Animal Science Department

 

Date of this Version

December 1995

Comments

Published for Proceedings, The Range Beef Cow Symposium XIV December 5, 6 and 7, 1995, Gering, Nebraska.

Abstract

The National Beef Quality Audit, conducted by Colorado State, Texas A&M and Texas Tech Universities in 1992, was a "wake-up" call to the beef cattle industry. The results of the audit of the slaughter cattle population, conducted in 28 plants from across the U.S., indicated a total of some $280 in inefficiencies for each fed steer and heifer produced in the beef business. Furthermore, when these inefficiencies were categorized, it became apparent that the majority of these losses occur due to excess fat production with lower consistency in taste than desired. If the industry is to remain a viable sector of the food business, it cannot ignore the challenge presented by these results: the beef cattle industry needs to achieve change at the carcass level, by implementing a combination of changes in feeding and management practices coupled with genetic improvement.

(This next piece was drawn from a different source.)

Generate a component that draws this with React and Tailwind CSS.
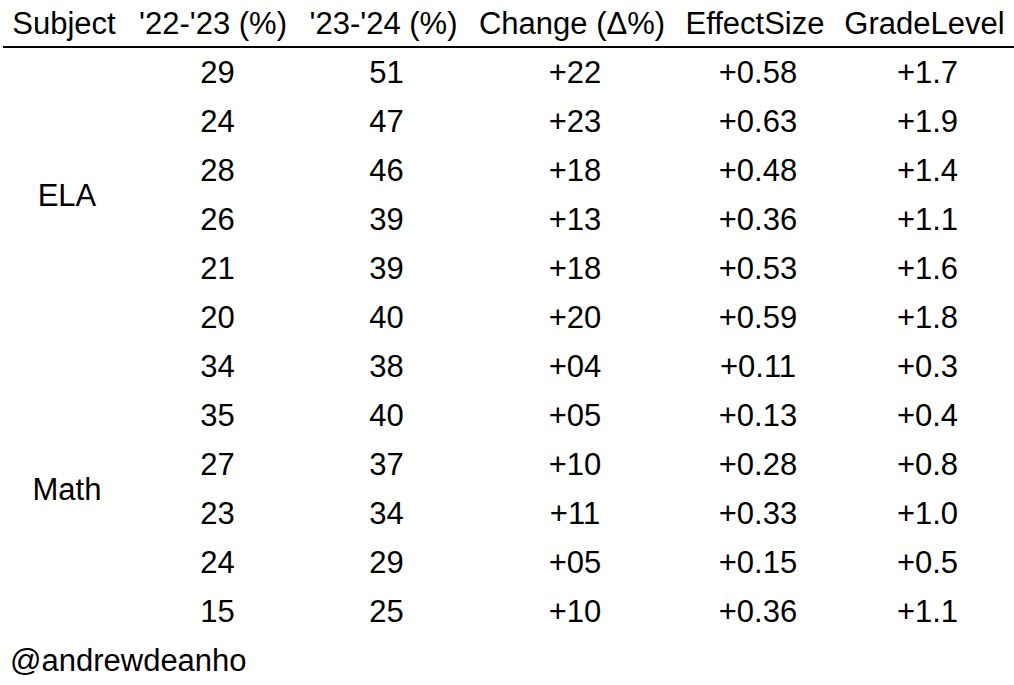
const headers = ["Subject", "'22-'23 (%)", "'23-'24 (%)", "Change (Δ%)", "EffectSize", "GradeLevel"];

const rows = [
  ["29", "51", "+22", "+0.58", "+1.7"],
  ["24", "47", "+23", "+0.63", "+1.9"],
  ["28", "46", "+18", "+0.48", "+1.4"],
  ["26", "39", "+13", "+0.36", "+1.1"],
  ["21", "39", "+18", "+0.53", "+1.6"],
  ["20", "40", "+20", "+0.59", "+1.8"],
  ["34", "38", "+04", "+0.11", "+0.3"],
  ["35", "40", "+05", "+0.13", "+0.4"],
  ["27", "37", "+10", "+0.28", "+0.8"],
  ["23", "34", "+11", "+0.33", "+1.0"],
  ["24", "29", "+05", "+0.15", "+0.5"],
  ["15", "25", "+10", "+0.36", "+1.1"],
];

const cols = "grid grid-cols-[128px_170px_171px_206px_160px_179px]";

function Cells({ list, tag }) {
  return list.map((r, i) =>
    r.map((v, j) => (
      <div key={`${tag}${i}${j}`} className={`text-center ${j === 0 ? "pl-[9px]" : "pl-[6px]"}`}>
        {v}
      </div>
    ))
  );
}

export default function App() {
  return (
    <div className="w-[1014px] h-[685px] bg-white text-black text-[31px] leading-none overflow-hidden font-['Liberation_Sans',Arial,sans-serif]">
      <div className={`${cols} h-[46px] items-center`}>
        {headers.map((h) => (
          <div key={h} className="text-center whitespace-nowrap">{h}</div>
        ))}
      </div>
      <div className="ml-[3px] h-[2px] bg-black" />

      <div className={`${cols} auto-rows-[49px] items-center`}>
        <div className="row-span-6 text-center pl-[6px]">ELA</div>
        <Cells list={rows.slice(0, 6)} tag="a" />
        <div className="row-span-6 text-center pl-[6px]">Math</div>
        <Cells list={rows.slice(6)} tag="b" />
      </div>

      <div className="h-[49px] flex items-center pl-[10px]">@andrewdeanho</div>
    </div>
  );
}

If one reviews the history of the "carcass merit/value-based marketing" issue, the argument has repeatedly been raised by both industry and academia that goes something like this: "I do not get paid on the basis of carcass performance, and until I do, I see little justification for collecting carcass data. Furthermore, "value-based marketing" is a buzz word made up by the packing industry, for the benefit of the packing industry, that seems to keep getting delayed in its implementation." While this argument may appear to be historically true, it also is somewhat short-sighted. The fact of the matter is that the business of selling beef has become more challenging due to competition from the poultry and pork industries. The response of the beef packing and retail industries is beginning to be seen through the development of new closely trimmed boxed beef. In the past two years, Excel, IBP and Monfort-ConAgra have all developed 1/4 inch trim (or less) boxed-beef specifications. Industry consensus is that approximately 40% of all boxed-beef trade will fall into this category by the end of 1995, with this percentage expected to increase in 1996 (NCA, 1995). One does not have to be very astute to realize the impact of this marketing change on the cow-calf industry. Furthermore, the Long Range Plan for the consolidated organizations of the beef industry lists “improving quality and consistency” of beef as its #1 leverage point. Collectively, these points reveal that measurement of carcass performance is indeed justified.